Since the capture of the dam there have been fears the militants might blow it up and cause flooding that could reach all the way to Baghdad.

General Korini said several of the militants had been killed, that his forces were advancing, and that "the coming hours should announce welcome news."

Witnesses reported fighting started early on August 16 and continued into the afternoon.

Earlier on August 16, Iraqi officials said Islamic State (IS) militants killed at least 80 men, mostly from the minority Yazidis sect.

The attack happened in the village of Kocho, in Nineveh Province, where militants have seized large swaths of territory.

Yazidi lawmaker Mahma Khali told AP that IS fighters attacked the village on August 15.

Halgurd Hekmat, a spokesman for Kurdish security forces, said women and children were captured. They are presumed to have been taken prisoner.

Hoshyar Zebari, Iraq's former foreign minister and a prominent Kurdish leader, told AFP that those killed were Yazidis who had not fled their homes. Zebari described the attack as a "massacre."

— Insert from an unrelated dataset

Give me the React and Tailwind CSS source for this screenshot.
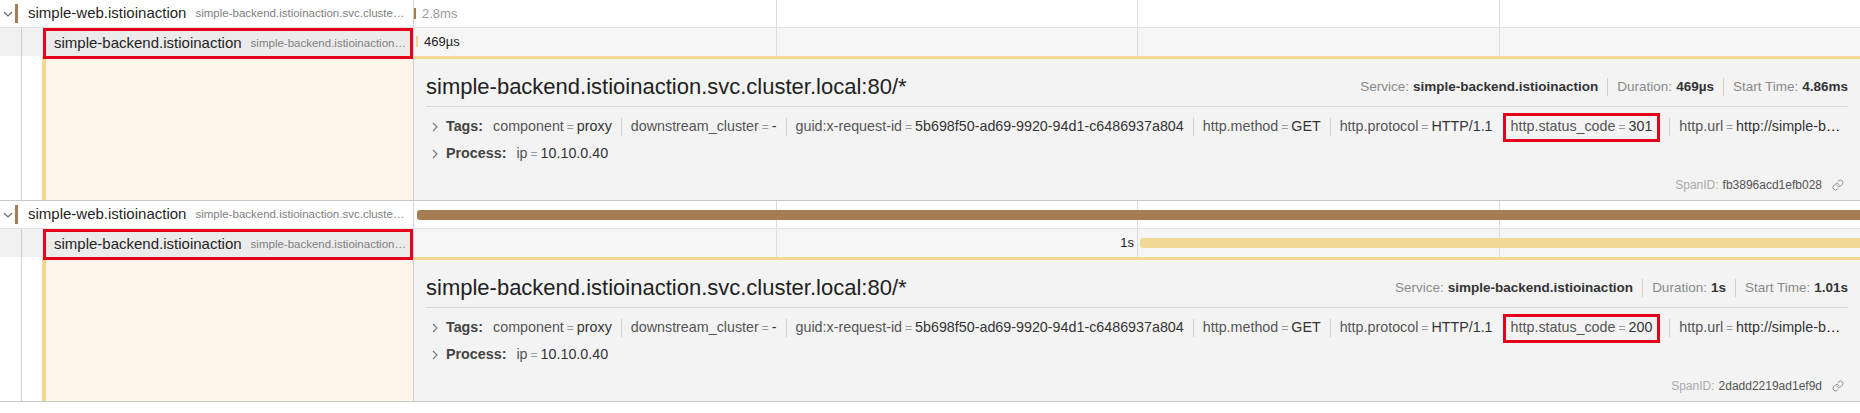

Several European countries have recently announced their intentions to provide humanitarian aid to the population in the affected area and military help to the Kurdish forces fighting the Islamic State militants.

Germany, France, and Britain are among the countries that have already provided immediate relief to refugees in northern Iraq. The United States has also assisted the refugees in northern Iraq.

German Foreign Minister Frank-Walter Steinmeier was in Iraq on August 16, meeting first with Iraqi President Fuad Masum in Baghdad, then traveling to Irbil to meet with the president of the Kurdish region, Masud Barzani.

Steinmeier also met with Yazidi refugees in Irbil.